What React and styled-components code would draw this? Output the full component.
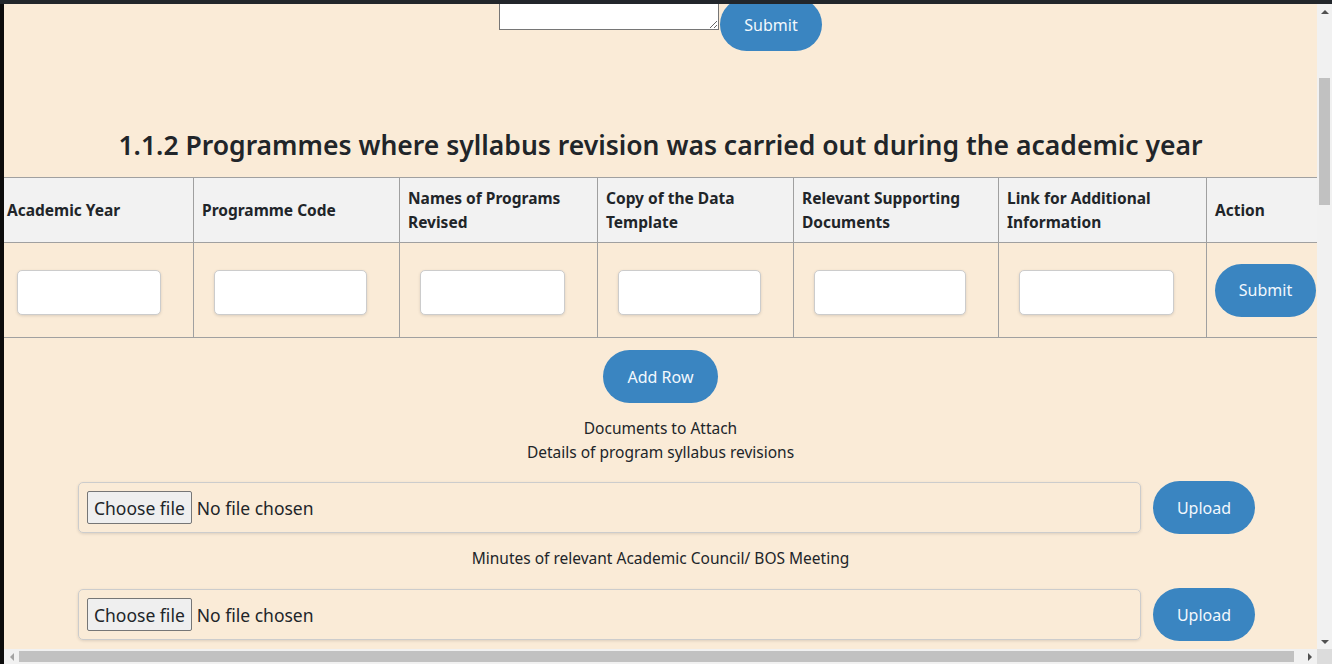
import styled, { createGlobalStyle } from "styled-components";

const FONT = `"Noto Sans", "Open Sans", sans-serif`;

const GlobalStyle = createGlobalStyle`
  html, body {
    margin: 0;
    padding: 0;
    background: #0c0c0c;
  }
  * {
    box-sizing: border-box;
  }
`;

const Screen = styled.div`
  width: 1332px;
  height: 664px;
  display: flex;
  flex-direction: column;
  background: #0c0c0c;
  overflow: hidden;
`;

const TopBar = styled.div`
  flex: none;
  height: 4px;
  background: #22262b;
`;

const Window = styled.div`
  flex: 1;
  display: flex;
  min-height: 0;
`;

const LeftEdge = styled.div`
  flex: none;
  width: 4px;
  background: #0c0c0c;
`;

const Browser = styled.div`
  flex: 1;
  min-width: 0;
  display: grid;
  grid-template-columns: 1fr 15px;
  grid-template-rows: 1fr 15px;
`;

const Viewport = styled.main`
  overflow: hidden;
  background: #faebd7;
  font-family: ${FONT};
  font-size: 15.5px;
  line-height: 24px;
  color: #212529;
`;

/* scrollbars */
const VTrack = styled.div`
  background: #f1f1f1;
  display: flex;
  flex-direction: column;
  align-items: center;
`;

const HTrack = styled.div`
  background: #f1f1f1;
  display: flex;
  align-items: center;
`;

const Corner = styled.div`
  background: #dcdcdc;
`;

const ArrowBox = styled.div`
  flex: none;
  width: 15px;
  height: 15px;
  display: flex;
  align-items: center;
  justify-content: center;
`;

const Triangle = styled.span`
  width: 0;
  height: 0;
  border: 4px solid transparent;
  ${({ $dir }) =>
    $dir === "up"
      ? "border-bottom-color: #505050; border-top-width: 0;"
      : $dir === "down"
      ? "border-top-color: #505050; border-bottom-width: 0;"
      : $dir === "left"
      ? "border-right-color: #a3a3a3; border-left-width: 0;"
      : "border-left-color: #505050; border-right-width: 0;"}
`;

const VThumb = styled.div`
  width: 11px;
  height: 127px;
  margin-top: 59px;
  background: #c1c1c1;
`;

const HThumb = styled.div`
  width: 1275px;
  height: 11px;
  background: #c1c1c1;
`;

const Spacer = styled.div`
  flex: 1;
`;

/* page content */
const TopForm = styled.div`
  display: flex;
  justify-content: center;
  align-items: flex-end;
  margin-top: -34px;
`;

const TextArea = styled.textarea`
  width: 220px;
  height: 60px;
  margin: 0 1px 21px 0;
  border: 1px solid #767676;
  background: #fff;
`;

const PillButton = styled.button`
  flex: none;
  width: ${({ $w }) => $w}px;
  height: 53px;
  padding: 0;
  border: none;
  border-radius: 27px;
  background: #3a85c1;
  color: #f2f8fd;
  font-family: ${FONT};
  font-size: 16px;
  cursor: pointer;
`;

const Heading = styled.h2`
  margin: 77px 0 15px;
  font-size: 26.5px;
  line-height: 34px;
  font-weight: 600;
  text-align: center;
`;

const Table = styled.table`
  width: 1334px;
  margin-left: -8px;
  border-collapse: collapse;
  table-layout: fixed;
`;

const Th = styled.th`
  padding: 8px 8px 8px ${({ $first }) => ($first ? 10 : 8)}px;
  border: 1px solid #a0a0a0;
  background: #f2f2f2;
  text-align: left;
  vertical-align: middle;
  font-weight: 700;
  font-size: 15.5px;
  line-height: 24px;
`;

const Td = styled.td`
  height: 95px;
  padding: 8px;
  border: 1px solid #a0a0a0;
  vertical-align: middle;
`;

const CellInput = styled.input`
  display: block;
  width: calc(100% - 36px);
  height: 45px;
  margin: 5px 0 0 12px;
  border: 1px solid #ccc;
  border-radius: 5px;
  background: #fff;
  box-shadow: 0 1px 3px rgba(0, 0, 0, 0.12);
`;

const Centered = styled.div`
  display: flex;
  justify-content: center;
  margin-top: ${({ $mt }) => $mt || 0}px;
`;

const Caption = styled.p`
  margin: ${({ $mt }) => $mt || 0}px 0 0;
  text-align: center;
`;

const FileRow = styled.div`
  display: flex;
  align-items: center;
  gap: 12px;
  margin-top: ${({ $mt }) => $mt}px;
  padding-left: 74px;
`;

const FileBox = styled.div`
  width: 1063px;
  height: 51px;
  display: flex;
  align-items: center;
  gap: 5px;
  padding-left: 8px;
  border: 1px solid #ccc;
  border-radius: 5px;
  box-shadow: 0 1px 3px rgba(0, 0, 0, 0.12);
  font-size: 17.5px;
`;

const ChooseButton = styled.button`
  height: 33px;
  padding: 0 6px;
  border: 1px solid #767676;
  border-radius: 2px;
  background: #efefef;
  color: #212529;
  font-family: ${FONT};
  font-size: 17.5px;
`;

const columns = [
  { w: 197, label: "Academic Year" },
  { w: 206, label: "Programme Code" },
  { w: 198, label: "Names of Programs Revised" },
  { w: 196, label: "Copy of the Data Template" },
  { w: 205, label: "Relevant Supporting Documents" },
  { w: 208, label: "Link for Additional Information" },
  { w: 124, label: "Action" },
];

const FileUpload = ({ mt }) => (
  <FileRow $mt={mt}>
    <FileBox>
      <ChooseButton type="button">Choose file</ChooseButton>
      <span>No file chosen</span>
    </FileBox>
    <PillButton $w={102}>Upload</PillButton>
  </FileRow>
);

const App = () => {
  return (
    <Screen>
      <GlobalStyle />
      <TopBar />
      <Window>
        <LeftEdge />
        <Browser>
          <Viewport>
            <TopForm>
              <TextArea />
              <PillButton $w={102}>Submit</PillButton>
            </TopForm>

            <Heading>
              1.1.2 Programmes where syllabus revision was carried out during
              the academic year
            </Heading>

            <Table>
              <colgroup>
                {columns.map((c) => (
                  <col key={c.label} style={{ width: c.w }} />
                ))}
              </colgroup>
              <thead>
                <tr>
                  {columns.map((c, i) => (
                    <Th key={c.label} $first={i === 0}>
                      {c.label}
                    </Th>
                  ))}
                </tr>
              </thead>
              <tbody>
                <tr>
                  {columns.slice(0, 6).map((c) => (
                    <Td key={c.label}>
                      <CellInput type="text" />
                    </Td>
                  ))}
                  <Td>
                    <PillButton $w={101}>Submit</PillButton>
                  </Td>
                </tr>
              </tbody>
            </Table>

            <Centered $mt={12}>
              <PillButton $w={115}>Add Row</PillButton>
            </Centered>

            <Caption $mt={13}>Documents to Attach</Caption>
            <Caption>Details of program syllabus revisions</Caption>
            <FileUpload mt={17} />
            <Caption $mt={12}>
              Minutes of relevant Academic Council/ BOS Meeting
            </Caption>
            <FileUpload mt={18} />
          </Viewport>

          <VTrack>
            <ArrowBox>
              <Triangle $dir="up" />
            </ArrowBox>
            <VThumb />
            <Spacer />
            <ArrowBox>
              <Triangle $dir="down" />
            </ArrowBox>
          </VTrack>

          <HTrack>
            <ArrowBox>
              <Triangle $dir="left" />
            </ArrowBox>
            <HThumb />
            <Spacer />
            <ArrowBox>
              <Triangle $dir="right" />
            </ArrowBox>
          </HTrack>
          <Corner />
        </Browser>
      </Window>
    </Screen>
  );
};

export default App;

▶ Task instructions: Repeat the material above word for word and skip every image in it.

▶ Written answer:
What React and styled-components code would draw this? Output the full component.
import styled, { createGlobalStyle } from "styled-components";

const FONT = `"Noto Sans", "Open Sans", sans-serif`;

const GlobalStyle = createGlobalStyle`
  html, body {
    margin: 0;
    padding: 0;
    background: #0c0c0c;
  }
  * {
    box-sizing: border-box;
  }
`;

const Screen = styled.div`
  width: 1332px;
  height: 664px;
  display: flex;
  flex-direction: column;
  background: #0c0c0c;
  overflow: hidden;
`;

const TopBar = styled.div`
  flex: none;
  height: 4px;
  background: #22262b;
`;

const Window = styled.div`
  flex: 1;
  display: flex;
  min-height: 0;
`;

const LeftEdge = styled.div`
  flex: none;
  width: 4px;
  background: #0c0c0c;
`;

const Browser = styled.div`
  flex: 1;
  min-width: 0;
  display: grid;
  grid-template-columns: 1fr 15px;
  grid-template-rows: 1fr 15px;
`;

const Viewport = styled.main`
  overflow: hidden;
  background: #faebd7;
  font-family: ${FONT};
  font-size: 15.5px;
  line-height: 24px;
  color: #212529;
`;

/* scrollbars */
const VTrack = styled.div`
  background: #f1f1f1;
  display: flex;
  flex-direction: column;
  align-items: center;
`;

const HTrack = styled.div`
  background: #f1f1f1;
  display: flex;
  align-items: center;
`;

const Corner = styled.div`
  background: #dcdcdc;
`;

const ArrowBox = styled.div`
  flex: none;
  width: 15px;
  height: 15px;
  display: flex;
  align-items: center;
  justify-content: center;
`;

const Triangle = styled.span`
  width: 0;
  height: 0;
  border: 4px solid transparent;
  ${({ $dir }) =>
    $dir === "up"
      ? "border-bottom-color: #505050; border-top-width: 0;"
      : $dir === "down"
      ? "border-top-color: #505050; border-bottom-width: 0;"
      : $dir === "left"
      ? "border-right-color: #a3a3a3; border-left-width: 0;"
      : "border-left-color: #505050; border-right-width: 0;"}
`;

const VThumb = styled.div`
  width: 11px;
  height: 127px;
  margin-top: 59px;
  background: #c1c1c1;
`;

const HThumb = styled.div`
  width: 1275px;
  height: 11px;
  background: #c1c1c1;
`;

const Spacer = styled.div`
  flex: 1;
`;

/* page content */
const TopForm = styled.div`
  display: flex;
  justify-content: center;
  align-items: flex-end;
  margin-top: -34px;
`;

const TextArea = styled.textarea`
  width: 220px;
  height: 60px;
  margin: 0 1px 21px 0;
  border: 1px solid #767676;
  background: #fff;
`;

const PillButton = styled.button`
  flex: none;
  width: ${({ $w }) => $w}px;
  height: 53px;
  padding: 0;
  border: none;
  border-radius: 27px;
  background: #3a85c1;
  color: #f2f8fd;
  font-family: ${FONT};
  font-size: 16px;
  cursor: pointer;
`;

const Heading = styled.h2`
  margin: 77px 0 15px;
  font-size: 26.5px;
  line-height: 34px;
  font-weight: 600;
  text-align: center;
`;

const Table = styled.table`
  width: 1334px;
  margin-left: -8px;
  border-collapse: collapse;
  table-layout: fixed;
`;

const Th = styled.th`
  padding: 8px 8px 8px ${({ $first }) => ($first ? 10 : 8)}px;
  border: 1px solid #a0a0a0;
  background: #f2f2f2;
  text-align: left;
  vertical-align: middle;
  font-weight: 700;
  font-size: 15.5px;
  line-height: 24px;
`;

const Td = styled.td`
  height: 95px;
  padding: 8px;
  border: 1px solid #a0a0a0;
  vertical-align: middle;
`;

const CellInput = styled.input`
  display: block;
  width: calc(100% - 36px);
  height: 45px;
  margin: 5px 0 0 12px;
  border: 1px solid #ccc;
  border-radius: 5px;
  background: #fff;
  box-shadow: 0 1px 3px rgba(0, 0, 0, 0.12);
`;

const Centered = styled.div`
  display: flex;
  justify-content: center;
  margin-top: ${({ $mt }) => $mt || 0}px;
`;

const Caption = styled.p`
  margin: ${({ $mt }) => $mt || 0}px 0 0;
  text-align: center;
`;

const FileRow = styled.div`
  display: flex;
  align-items: center;
  gap: 12px;
  margin-top: ${({ $mt }) => $mt}px;
  padding-left: 74px;
`;

const FileBox = styled.div`
  width: 1063px;
  height: 51px;
  display: flex;
  align-items: center;
  gap: 5px;
  padding-left: 8px;
  border: 1px solid #ccc;
  border-radius: 5px;
  box-shadow: 0 1px 3px rgba(0, 0, 0, 0.12);
  font-size: 17.5px;
`;

const ChooseButton = styled.button`
  height: 33px;
  padding: 0 6px;
  border: 1px solid #767676;
  border-radius: 2px;
  background: #efefef;
  color: #212529;
  font-family: ${FONT};
  font-size: 17.5px;
`;

const columns = [
  { w: 197, label: "Academic Year" },
  { w: 206, label: "Programme Code" },
  { w: 198, label: "Names of Programs Revised" },
  { w: 196, label: "Copy of the Data Template" },
  { w: 205, label: "Relevant Supporting Documents" },
  { w: 208, label: "Link for Additional Information" },
  { w: 124, label: "Action" },
];

const FileUpload = ({ mt }) => (
  <FileRow $mt={mt}>
    <FileBox>
      <ChooseButton type="button">Choose file</ChooseButton>
      <span>No file chosen</span>
    </FileBox>
    <PillButton $w={102}>Upload</PillButton>
  </FileRow>
);

const App = () => {
  return (
    <Screen>
      <GlobalStyle />
      <TopBar />
      <Window>
        <LeftEdge />
        <Browser>
          <Viewport>
            <TopForm>
              <TextArea />
              <PillButton $w={102}>Submit</PillButton>
            </TopForm>

            <Heading>
              1.1.2 Programmes where syllabus revision was carried out during
              the academic year
            </Heading>

            <Table>
              <colgroup>
                {columns.map((c) => (
                  <col key={c.label} style={{ width: c.w }} />
                ))}
              </colgroup>
              <thead>
                <tr>
                  {columns.map((c, i) => (
                    <Th key={c.label} $first={i === 0}>
                      {c.label}
                    </Th>
                  ))}
                </tr>
              </thead>
              <tbody>
                <tr>
                  {columns.slice(0, 6).map((c) => (
                    <Td key={c.label}>
                      <CellInput type="text" />
                    </Td>
                  ))}
                  <Td>
                    <PillButton $w={101}>Submit</PillButton>
                  </Td>
                </tr>
              </tbody>
            </Table>

            <Centered $mt={12}>
              <PillButton $w={115}>Add Row</PillButton>
            </Centered>

            <Caption $mt={13}>Documents to Attach</Caption>
            <Caption>Details of program syllabus revisions</Caption>
            <FileUpload mt={17} />
            <Caption $mt={12}>
              Minutes of relevant Academic Council/ BOS Meeting
            </Caption>
            <FileUpload mt={18} />
          </Viewport>

          <VTrack>
            <ArrowBox>
              <Triangle $dir="up" />
            </ArrowBox>
            <VThumb />
            <Spacer />
            <ArrowBox>
              <Triangle $dir="down" />
            </ArrowBox>
          </VTrack>

          <HTrack>
            <ArrowBox>
              <Triangle $dir="left" />
            </ArrowBox>
            <HThumb />
            <Spacer />
            <ArrowBox>
              <Triangle $dir="right" />
            </ArrowBox>
          </HTrack>
          <Corner />
        </Browser>
      </Window>
    </Screen>
  );
};

export default App;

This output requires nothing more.